>> Begin

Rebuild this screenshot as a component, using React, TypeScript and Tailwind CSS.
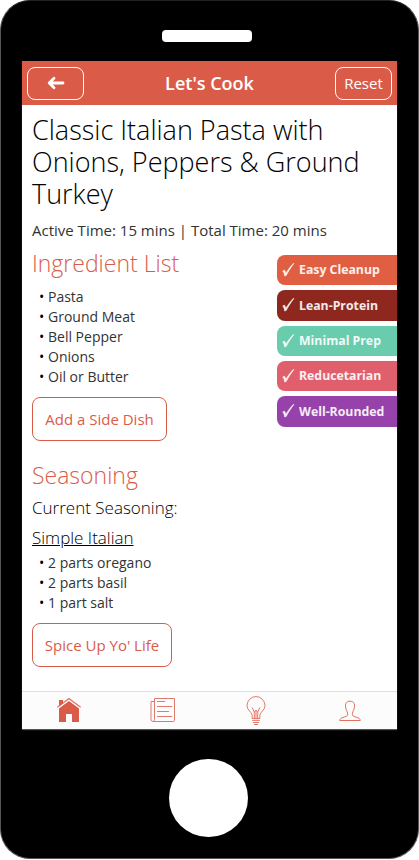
import React from "react";

const tags = [
  { label: "Easy Cleanup", style: "bg-[#e05f43] h-[30px]" },
  { label: "Lean-Protein", style: "bg-[#8e281f] h-[31px]" },
  { label: "Minimal Prep", style: "bg-[#68ccad] h-[30px]" },
  { label: "Reducetarian", style: "bg-[#e05f6d] h-[30px]" },
  { label: "Well-Rounded", style: "bg-[#9742ab] h-[31px]" },
];

function Bullets({ items }: { items: string[] }) {
  return (
    <ul className="pl-[7px] text-[14px] leading-[20px] text-[#333]">
      {items.map((item) => (
        <li key={item} className="flex gap-[3px]">
          <span className="w-[6px] text-black">•</span>
          <span>{item}</span>
        </li>
      ))}
    </ul>
  );
}

function ActionButton({ children, className }: { children: React.ReactNode; className: string }) {
  return (
    <button
      className={`h-[44px] rounded-[8px] border border-[#da5c48] text-[15px] whitespace-nowrap text-[#da5c48] ${className}`}
    >
      {children}
    </button>
  );
}

function Arrow() {
  return (
    <svg width="18" height="14" viewBox="0 0 18 14" fill="none" stroke="white" strokeWidth="2.8" strokeLinecap="round" strokeLinejoin="round">
      <path d="M7 2.3 2.2 7 7 11.7M2.8 7H16" />
    </svg>
  );
}

function HomeIcon() {
  return (
    <svg className="mb-[2px]" width="26" height="26" viewBox="0 0 26 26" fill="#da5c48">
      <path d="M3 3h4v4L3 10z" />
      <path d="M13 3.8 23 11.6V25h-7v-8h-6v8H3V11.6z" />
      <path d="M1.5 11 13 3.1 24.5 11" fill="none" stroke="white" strokeWidth="1.3" />
      <path d="M1.3 10.2 13 1.6l11.7 8.6" fill="none" stroke="#da5c48" strokeWidth="1.4" opacity=".8" />
    </svg>
  );
}

function ListIcon() {
  return (
    <svg className="mb-[2px]" width="26" height="26" viewBox="0 0 26 26" fill="none" stroke="#da5c48" strokeWidth="1" opacity=".8">
      <path d="M4.5 21V1.5h20v21.8a1.2 1.2 0 0 1-1.2 1.2H3a2 2 0 0 1-2-2V4.5h3.5M4.5 21c0 2-.2 3-1.2 3.5" />
      <path d="M7 4.5h8M7 9.5h15.3M7 14.5h12M7 19.5h15.3" />
    </svg>
  );
}

function BulbIcon() {
  return (
    <svg width="20" height="30" viewBox="0 0 20 30" fill="none" stroke="#da5c48" strokeWidth=".95" opacity=".85">
      <path d="M6.2 22.5v-3C6.2 16 1 14.5 1 9.6a9 9 0 0 1 18 0c0 4.9-5.2 6.4-5.2 9.9v3z" />
      <path d="M8.3 22v-6L6 11.5M11.7 22v-6l2.3-4.5M8.2 15.8l1.8-1.6 1.8 1.6M10 14.4V22M6.2 24.4h7.6M7 26.5h6M8 28.5h4" />
    </svg>
  );
}

function PersonIcon() {
  return (
    <svg width="22" height="22" viewBox="0 0 22 22" fill="none" stroke="#da5c48" strokeWidth="1" opacity=".85">
      <path d="M11 1.2c-3.5 0-4.7 2-4.5 4.9.1 3 1.2 4.4 1.7 5.8.6 1.6.7 3.4-.3 4.1-2 1.3-6.3 1.3-7.2 3.9v.6h20.6v-.6c-.9-2.6-5.2-2.6-7.2-3.9-1-.7-.9-2.5-.3-4.1.5-1.4 1.6-2.8 1.7-5.8.2-2.9-1-4.9-4.5-4.9z" />
    </svg>
  );
}

export default function App() {
  return (
    <div className="h-[860px] w-[419px] bg-white font-['Open_Sans',sans-serif]">
      <div className="flex h-[859px] w-[419px] flex-col items-center rounded-[30px] border border-[#555] border-t-[#222] bg-black">
        <div className="mt-[29px] mr-[5px] h-[12px] w-[90px] shrink-0 rounded-[4px] bg-white" />

        <div className="mt-[19px] flex h-[668px] w-[375px] shrink-0 flex-col bg-white shadow-[0_1px_1px_#555]">
          <header className="flex h-[44px] shrink-0 items-center justify-between bg-[#da5c48] px-[5px] text-white">
            <button className="flex h-[33px] w-[57px] items-center justify-center rounded-[8px] border border-white">
              <Arrow />
            </button>
            <h1 className="text-[18px] font-semibold">Let&apos;s Cook</h1>
            <button className="h-[33px] w-[57px] rounded-[8px] border border-white text-[15px] leading-none">
              Reset
            </button>
          </header>

          <main className="flex min-h-0 flex-1 flex-col pl-[10px]">
            <h2 className="mt-[9px] w-[345px] text-[27px] leading-[32px] font-light text-black">
              Classic Italian Pasta with Onions, Peppers &amp; Ground Turkey
            </h2>
            <p className="mt-[10px] text-[15px] leading-[20px] text-[#333]">
              Active Time: 15 mins | Total Time: 20 mins
            </p>

            <div className="mt-[7px] flex h-[193px] justify-between">
              <section>
                <h3 className="mt-[1px] mb-[9px] text-[23px] leading-[30px] font-light text-[#da5c48]">
                  Ingredient List
                </h3>
                <Bullets items={["Pasta", "Ground Meat", "Bell Pepper", "Onions", "Oil or Butter"]} />
                <ActionButton className="mt-[10px] w-[135px]">Add a Side Dish</ActionButton>
              </section>
              <div className="mt-[8px] flex w-[120px] flex-col gap-[5px]">
                {tags.map((tag) => (
                  <div
                    key={tag.label}
                    className={`flex shrink-0 items-center rounded-l-[8px] pl-[5px] text-[13px] font-bold text-white/90 ${tag.style}`}
                  >
                    <svg className="mr-[4px] mb-[2px] shrink-0" width="13" height="15" viewBox="0 0 13 15" fill="currentColor" stroke="currentColor" strokeWidth=".5">
                      <path d="M12 1.5C9.2 5 6.5 9 4.2 13.5l-1.6.5C2.3 11.5 1.7 10 .6 9l1.7-1c.8.8 1.2 1.8 1.5 3.2C6.2 7.4 8.9 4 11.2 1.5z" />
                    </svg>
                    <span className="origin-left scale-x-[.945] whitespace-nowrap">{tag.label}</span>
                  </div>
                ))}
              </div>
            </div>

            <section className="mt-[20px] flex flex-col items-start">
              <h3 className="text-[23px] leading-[30px] font-light text-[#da5c48]">Seasoning</h3>
              <p className="mt-[6px] text-[17px] leading-[24px] font-light text-black">Current Seasoning:</p>
              <p className="mt-[6px] text-[17px] leading-[24px] font-light text-black underline">Simple Italian</p>
              <div className="mt-[3px]">
                <Bullets items={["2 parts oregano", "2 parts basil", "1 part salt"]} />
              </div>
              <ActionButton className="mt-[10px] w-[140px]">Spice Up Yo&apos; Life</ActionButton>
            </section>
          </main>

          <nav className="grid h-[38px] shrink-0 grid-cols-4 place-items-center border-t border-[#ddd] bg-[#fcfcfc]">
            <HomeIcon />
            <ListIcon />
            <BulbIcon />
            <PersonIcon />
          </nav>
        </div>

        <div className="mt-[30px] mr-[2px] h-[78px] w-[79px] shrink-0 rounded-full bg-white" />
      </div>
    </div>
  );
}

>> End

Aim — Except for the pictures, copy the material above exactly.

Task result —
Rebuild this screenshot as a component, using React, TypeScript and Tailwind CSS.
import React from "react";

const tags = [
  { label: "Easy Cleanup", style: "bg-[#e05f43] h-[30px]" },
  { label: "Lean-Protein", style: "bg-[#8e281f] h-[31px]" },
  { label: "Minimal Prep", style: "bg-[#68ccad] h-[30px]" },
  { label: "Reducetarian", style: "bg-[#e05f6d] h-[30px]" },
  { label: "Well-Rounded", style: "bg-[#9742ab] h-[31px]" },
];

function Bullets({ items }: { items: string[] }) {
  return (
    <ul className="pl-[7px] text-[14px] leading-[20px] text-[#333]">
      {items.map((item) => (
        <li key={item} className="flex gap-[3px]">
          <span className="w-[6px] text-black">•</span>
          <span>{item}</span>
        </li>
      ))}
    </ul>
  );
}

function ActionButton({ children, className }: { children: React.ReactNode; className: string }) {
  return (
    <button
      className={`h-[44px] rounded-[8px] border border-[#da5c48] text-[15px] whitespace-nowrap text-[#da5c48] ${className}`}
    >
      {children}
    </button>
  );
}

function Arrow() {
  return (
    <svg width="18" height="14" viewBox="0 0 18 14" fill="none" stroke="white" strokeWidth="2.8" strokeLinecap="round" strokeLinejoin="round">
      <path d="M7 2.3 2.2 7 7 11.7M2.8 7H16" />
    </svg>
  );
}

function HomeIcon() {
  return (
    <svg className="mb-[2px]" width="26" height="26" viewBox="0 0 26 26" fill="#da5c48">
      <path d="M3 3h4v4L3 10z" />
      <path d="M13 3.8 23 11.6V25h-7v-8h-6v8H3V11.6z" />
      <path d="M1.5 11 13 3.1 24.5 11" fill="none" stroke="white" strokeWidth="1.3" />
      <path d="M1.3 10.2 13 1.6l11.7 8.6" fill="none" stroke="#da5c48" strokeWidth="1.4" opacity=".8" />
    </svg>
  );
}

function ListIcon() {
  return (
    <svg className="mb-[2px]" width="26" height="26" viewBox="0 0 26 26" fill="none" stroke="#da5c48" strokeWidth="1" opacity=".8">
      <path d="M4.5 21V1.5h20v21.8a1.2 1.2 0 0 1-1.2 1.2H3a2 2 0 0 1-2-2V4.5h3.5M4.5 21c0 2-.2 3-1.2 3.5" />
      <path d="M7 4.5h8M7 9.5h15.3M7 14.5h12M7 19.5h15.3" />
    </svg>
  );
}

function BulbIcon() {
  return (
    <svg width="20" height="30" viewBox="0 0 20 30" fill="none" stroke="#da5c48" strokeWidth=".95" opacity=".85">
      <path d="M6.2 22.5v-3C6.2 16 1 14.5 1 9.6a9 9 0 0 1 18 0c0 4.9-5.2 6.4-5.2 9.9v3z" />
      <path d="M8.3 22v-6L6 11.5M11.7 22v-6l2.3-4.5M8.2 15.8l1.8-1.6 1.8 1.6M10 14.4V22M6.2 24.4h7.6M7 26.5h6M8 28.5h4" />
    </svg>
  );
}

function PersonIcon() {
  return (
    <svg width="22" height="22" viewBox="0 0 22 22" fill="none" stroke="#da5c48" strokeWidth="1" opacity=".85">
      <path d="M11 1.2c-3.5 0-4.7 2-4.5 4.9.1 3 1.2 4.4 1.7 5.8.6 1.6.7 3.4-.3 4.1-2 1.3-6.3 1.3-7.2 3.9v.6h20.6v-.6c-.9-2.6-5.2-2.6-7.2-3.9-1-.7-.9-2.5-.3-4.1.5-1.4 1.6-2.8 1.7-5.8.2-2.9-1-4.9-4.5-4.9z" />
    </svg>
  );
}

export default function App() {
  return (
    <div className="h-[860px] w-[419px] bg-white font-['Open_Sans',sans-serif]">
      <div className="flex h-[859px] w-[419px] flex-col items-center rounded-[30px] border border-[#555] border-t-[#222] bg-black">
        <div className="mt-[29px] mr-[5px] h-[12px] w-[90px] shrink-0 rounded-[4px] bg-white" />

        <div className="mt-[19px] flex h-[668px] w-[375px] shrink-0 flex-col bg-white shadow-[0_1px_1px_#555]">
          <header className="flex h-[44px] shrink-0 items-center justify-between bg-[#da5c48] px-[5px] text-white">
            <button className="flex h-[33px] w-[57px] items-center justify-center rounded-[8px] border border-white">
              <Arrow />
            </button>
            <h1 className="text-[18px] font-semibold">Let&apos;s Cook</h1>
            <button className="h-[33px] w-[57px] rounded-[8px] border border-white text-[15px] leading-none">
              Reset
            </button>
          </header>

          <main className="flex min-h-0 flex-1 flex-col pl-[10px]">
            <h2 className="mt-[9px] w-[345px] text-[27px] leading-[32px] font-light text-black">
              Classic Italian Pasta with Onions, Peppers &amp; Ground Turkey
            </h2>
            <p className="mt-[10px] text-[15px] leading-[20px] text-[#333]">
              Active Time: 15 mins | Total Time: 20 mins
            </p>

            <div className="mt-[7px] flex h-[193px] justify-between">
              <section>
                <h3 className="mt-[1px] mb-[9px] text-[23px] leading-[30px] font-light text-[#da5c48]">
                  Ingredient List
                </h3>
                <Bullets items={["Pasta", "Ground Meat", "Bell Pepper", "Onions", "Oil or Butter"]} />
                <ActionButton className="mt-[10px] w-[135px]">Add a Side Dish</ActionButton>
              </section>
              <div className="mt-[8px] flex w-[120px] flex-col gap-[5px]">
                {tags.map((tag) => (
                  <div
                    key={tag.label}
                    className={`flex shrink-0 items-center rounded-l-[8px] pl-[5px] text-[13px] font-bold text-white/90 ${tag.style}`}
                  >
                    <svg className="mr-[4px] mb-[2px] shrink-0" width="13" height="15" viewBox="0 0 13 15" fill="currentColor" stroke="currentColor" strokeWidth=".5">
                      <path d="M12 1.5C9.2 5 6.5 9 4.2 13.5l-1.6.5C2.3 11.5 1.7 10 .6 9l1.7-1c.8.8 1.2 1.8 1.5 3.2C6.2 7.4 8.9 4 11.2 1.5z" />
                    </svg>
                    <span className="origin-left scale-x-[.945] whitespace-nowrap">{tag.label}</span>
                  </div>
                ))}
              </div>
            </div>

            <section className="mt-[20px] flex flex-col items-start">
              <h3 className="text-[23px] leading-[30px] font-light text-[#da5c48]">Seasoning</h3>
              <p className="mt-[6px] text-[17px] leading-[24px] font-light text-black">Current Seasoning:</p>
              <p className="mt-[6px] text-[17px] leading-[24px] font-light text-black underline">Simple Italian</p>
              <div className="mt-[3px]">
                <Bullets items={["2 parts oregano", "2 parts basil", "1 part salt"]} />
              </div>
              <ActionButton className="mt-[10px] w-[140px]">Spice Up Yo&apos; Life</ActionButton>
            </section>
          </main>

          <nav className="grid h-[38px] shrink-0 grid-cols-4 place-items-center border-t border-[#ddd] bg-[#fcfcfc]">
            <HomeIcon />
            <ListIcon />
            <BulbIcon />
            <PersonIcon />
          </nav>
        </div>

        <div className="mt-[30px] mr-[2px] h-[78px] w-[79px] shrink-0 rounded-full bg-white" />
      </div>
    </div>
  );
}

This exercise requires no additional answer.